Christian bus driver says he’ll quit if he’s forced to drive rainbow gay pride bus

Christian bus driver says he’ll quit if he’s forced to drive rainbow gay pride bus

“I’m a Christian so, as a Christian, there are things like homosexuality that I just can’t condone. Unfortunately, we live in a culture where if you disagree with someone’s lifestyle, the accusation is that you hate the person.” The words are those of Calgary bus driver Jesse Rau, who, according to Canada’s National Post, said he’d sooner quit his job than drive one of the city’s fleet of buses, which have been decked out in rainbow colors for Gay Pride Week.

The Post article writes that Calgary Transit has wrapped its buses in a “symbol of inclusiveness,” which seems like an odd statement in the context of an article on a standoff between competing belief systems. Then again, the point of view is hardly surprising when you consider the paper’s liberal leanings.

Further down, the article quotes Calgary Pride’s director of government affairs, Craig Sklenar, who hailed the buses as a symbol of progress:

It’s a sign of the change in Calgary. There’s still much to do in as much as LGBTQ rights are concerned but we are excited there is such public displays of pride across the city over the next few weeks.

Jesse Rau for his part is realistic about the consequences of refusing to drive a rainbow bus. He told reporters:

I have a family to support and I am very concerned about losing the job, it’s something I’m very proud to be a part of, but when it goes against the most important things I stand for, or if I’m asked to compromise in such a big way for what I believe to be right, then I have to lose my job.
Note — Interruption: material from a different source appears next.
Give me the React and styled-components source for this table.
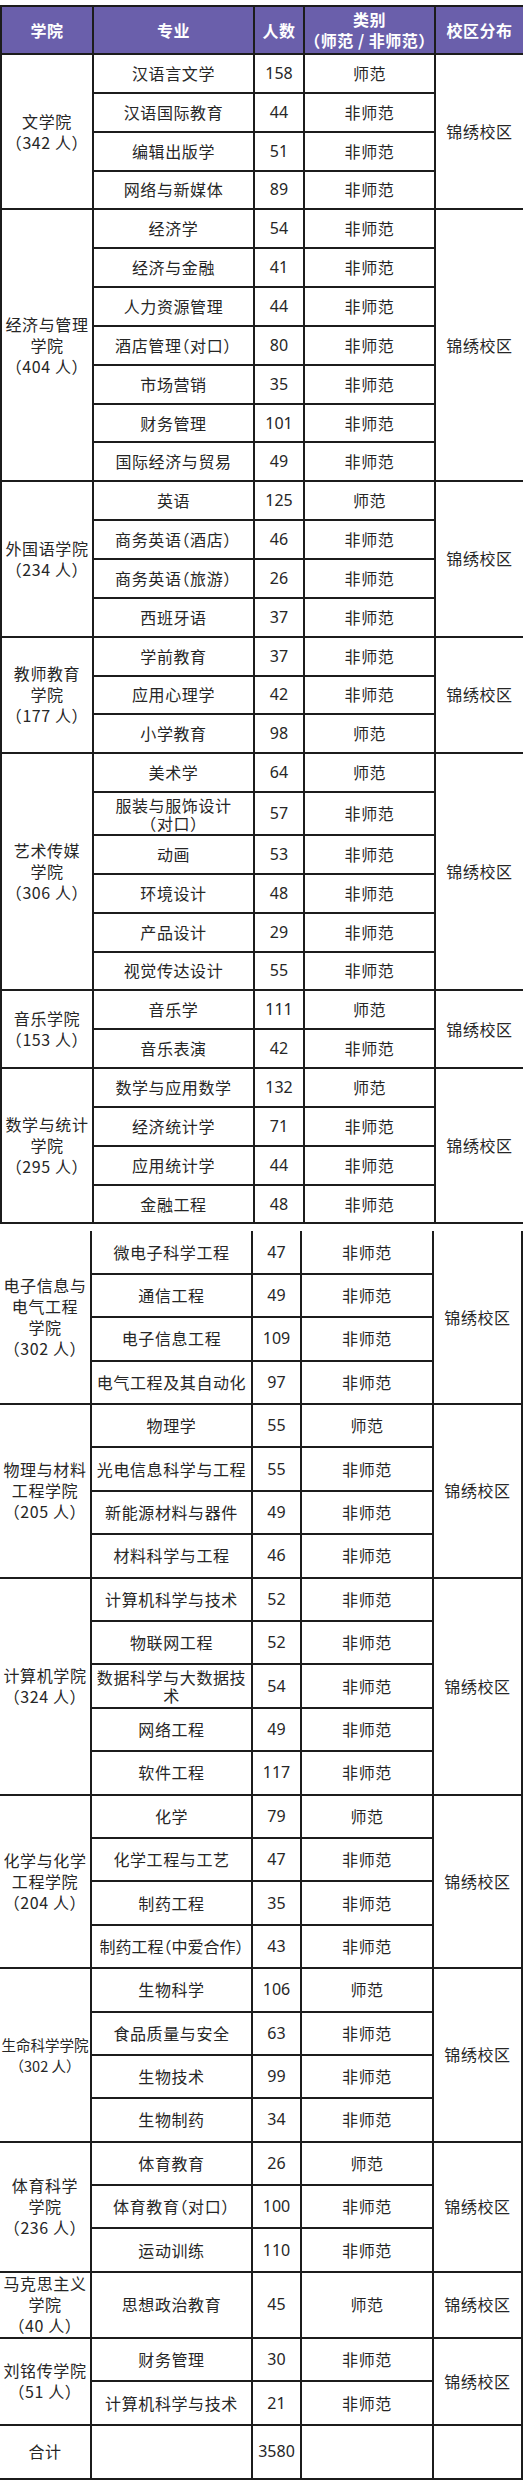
import React from "react";
import styled, { createGlobalStyle } from "styled-components";

const Global = createGlobalStyle`
  html, body { margin: 0; padding: 0; background: #fff; }
  body {
    font-family: "Noto Sans CJK SC", "Noto Sans", sans-serif;
    color: #262626;
    overflow-x: hidden;
  }
`;

const Page = styled.div`
  width: 523px;
  display: flex;
  flex-direction: column;
  padding-top: 5px;
  gap: 7px;
`;

const Grid = styled.div`
  display: grid;
  background: #1c1c1c;
  gap: 2px;
  grid-template-columns: ${(p) => p.$cols};
  grid-template-rows: ${(p) => p.$rows};
  padding: ${(p) => p.$pad};
`;

const Cell = styled.div`
  grid-column: ${(p) => p.$col};
  grid-row: span ${(p) => p.$span || 1};
  background: #fff;
  display: flex;
  align-items: center;
  justify-content: center;
  text-align: center;
  font-size: 16px;
  line-height: ${(p) => p.$lh || "21px"};
  letter-spacing: ${(p) => (p.$tight ? "0" : "0.6px")};
  font-feature-settings: "halt";
  white-space: pre-line;
  padding: 0 1px;
`;

const CollegeCell = styled(Cell)`
  font-size: ${(p) => p.$size || "16px"};
  letter-spacing: ${(p) => (p.$size ? "0" : "0.6px")};
`;

const HeadCell = styled(Cell)`
  background: #6a5fab;
  color: #fff;
  font-weight: 700;
  font-size: 16px;
  letter-spacing: 0.5px;
`;

const NumCell = styled(Cell)`
  font-family: "Noto Sans", "Noto Sans CJK SC", sans-serif;
  letter-spacing: 0;
`;

const A = "师范";
const B = "非师范";

const topData = [
  {
    college: "文学院\n（342 人）",
    majors: [
      ["汉语言文学", 158, A],
      ["汉语国际教育", 44, B],
      ["编辑出版学", 51, B],
      ["网络与新媒体", 89, B],
    ],
  },
  {
    college: "经济与管理\n学院\n（404 人）",
    majors: [
      ["经济学", 54, B],
      ["经济与金融", 41, B],
      ["人力资源管理", 44, B],
      ["酒店管理（对口）", 80, B],
      ["市场营销", 35, B],
      ["财务管理", 101, B],
      ["国际经济与贸易", 49, B],
    ],
  },
  {
    college: "外国语学院\n（234 人）",
    majors: [
      ["英语", 125, A],
      ["商务英语（酒店）", 46, B],
      ["商务英语（旅游）", 26, B],
      ["西班牙语", 37, B],
    ],
  },
  {
    college: "教师教育\n学院\n（177 人）",
    majors: [
      ["学前教育", 37, B],
      ["应用心理学", 42, B],
      ["小学教育", 98, A],
    ],
  },
  {
    college: "艺术传媒\n学院\n（306 人）",
    majors: [
      ["美术学", 64, A],
      ["服装与服饰设计\n（对口）", 57, B, "41px"],
      ["动画", 53, B],
      ["环境设计", 48, B],
      ["产品设计", 29, B],
      ["视觉传达设计", 55, B],
    ],
  },
  {
    college: "音乐学院\n（153 人）",
    majors: [
      ["音乐学", 111, A],
      ["音乐表演", 42, B],
    ],
  },
  {
    college: "数学与统计\n学院\n（295 人）",
    majors: [
      ["数学与应用数学", 132, A],
      ["经济统计学", 71, B],
      ["应用统计学", 44, B],
      ["金融工程", 48, B],
    ],
  },
];

const R2 = "41.4px";
const bottomData = [
  {
    college: "电子信息与\n电气工程\n学院\n（302 人）",
    majors: [
      ["微电子科学工程", 47, B],
      ["通信工程", 49, B],
      ["电子信息工程", 109, B],
      ["电气工程及其自动化", 97, B],
    ],
  },
  {
    college: "物理与材料\n工程学院\n（205 人）",
    majors: [
      ["物理学", 55, A],
      ["光电信息科学与工程", 55, B],
      ["新能源材料与器件", 49, B],
      ["材料科学与工程", 46, B],
    ],
  },
  {
    college: "计算机学院\n（324 人）",
    majors: [
      ["计算机科学与技术", 52, B],
      ["物联网工程", 52, B],
      ["数据科学与大数据技\n术", 54, B],
      ["网络工程", 49, B],
      ["软件工程", 117, B],
    ],
  },
  {
    college: "化学与化学\n工程学院\n（204 人）",
    majors: [
      ["化学", 79, A],
      ["化学工程与工艺", 47, B],
      ["制药工程", 35, B],
      ["制药工程（中爱合作）", 43, B, null, true],
    ],
  },
  {
    college: "生命科学学院\n（302 人）",
    size: "14.5px",
    majors: [
      ["生物科学", 106, A],
      ["食品质量与安全", 63, B],
      ["生物技术", 99, B],
      ["生物制药", 34, B],
    ],
  },
  {
    college: "体育科学\n学院\n（236 人）",
    majors: [
      ["体育教育", 26, A],
      ["体育教育（对口）", 100, B],
      ["运动训练", 110, B],
    ],
  },
  {
    college: "马克思主义\n学院\n（40 人）",
    majors: [["思想政治教育", 45, A, "64px"]],
  },
  {
    college: "刘铭传学院\n（51 人）",
    majors: [
      ["财务管理", 30, B, "41.5px"],
      ["计算机科学与技术", 21, B, "41.5px"],
    ],
  },
];

function rowsOf(data, def) {
  return data.flatMap((g) => g.majors.map((m) => m[3] || def));
}

function Group({ g }) {
  const n = g.majors.length;
  return g.majors.map((m, i) => (
    <React.Fragment key={m[0] + i}>
      {i === 0 && (
        <CollegeCell $col={1} $span={n} $size={g.size}>
          {g.college}
        </CollegeCell>
      )}
      <Cell
        $col={2}
        $tight={m[4]}
        $lh={m[0].includes("\n") ? "18px" : undefined}
      >
        {m[0]}
      </Cell>
      <NumCell $col={3}>{m[1]}</NumCell>
      <Cell $col={4}>{m[2]}</Cell>
      {i === 0 && (
        <Cell $col={5} $span={n}>
          锦绣校区
        </Cell>
      )}
    </React.Fragment>
  ));
}

export default function App() {
  const topRows = ["46px", ...rowsOf(topData, "36.85px")].join(" ");
  const bottomRows = [...rowsOf(bottomData, R2), "52px"].join(" ");
  return (
    <>
      <Global />
      <Page>
        <Grid
          $cols="90px 159px 48px 129px 1fr"
          $rows={topRows}
          $pad="2px 0 2px 2px"
        >
          <HeadCell $col={1}>学院</HeadCell>
          <HeadCell $col={2}>专业</HeadCell>
          <HeadCell $col={3}>人数</HeadCell>
          <HeadCell $col={4}>{"类别\n（师范 / 非师范）"}</HeadCell>
          <HeadCell $col={5}>校区分布</HeadCell>
          {topData.map((g) => (
            <Group key={g.college} g={g} />
          ))}
        </Grid>
        <Grid
          $cols="90px 159px 47px 130px 87px"
          $rows={bottomRows}
          $pad="0 2px 2px 0"
        >
          {bottomData.map((g) => (
            <Group key={g.college} g={g} />
          ))}
          <Cell $col={1}>合计</Cell>
          <Cell $col={2} />
          <NumCell $col={3}>3580</NumCell>
          <Cell $col={4} />
          <Cell $col={5} />
        </Grid>
      </Page>
    </>
  );
}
Rau belongs to a union, the Amalgamated Transit Union, that so far has no said whether it will support drivers who feel the way Rau does.

Doug Morgan, director of Calgary Transit, says drivers can only refuse to work based on safety issues:

What we would do is open a dialogue with them and chat with them and ask them about their issues and making sure we’re being sensitive to their beliefs, but overall the service has to go out and we would ask them to drive the bus.

The issue of personal beliefs and how they affect job responsibilities has been much in the headlines lately. The most prominent story is that of Kim Davis, a Kentucky county clerk who is in jail for refusing to issue marriage licenses to gay couples, claiming as Jesse Rau has that it violates her religious beliefs. In a somewhat similar story, a Muslim flight attendant was suspended by the airline she works for for refusing to serve alcohol and has filed a lawsuit.

Ben Bowles

Ben Bowles

Ben Bowles is a freelance writer.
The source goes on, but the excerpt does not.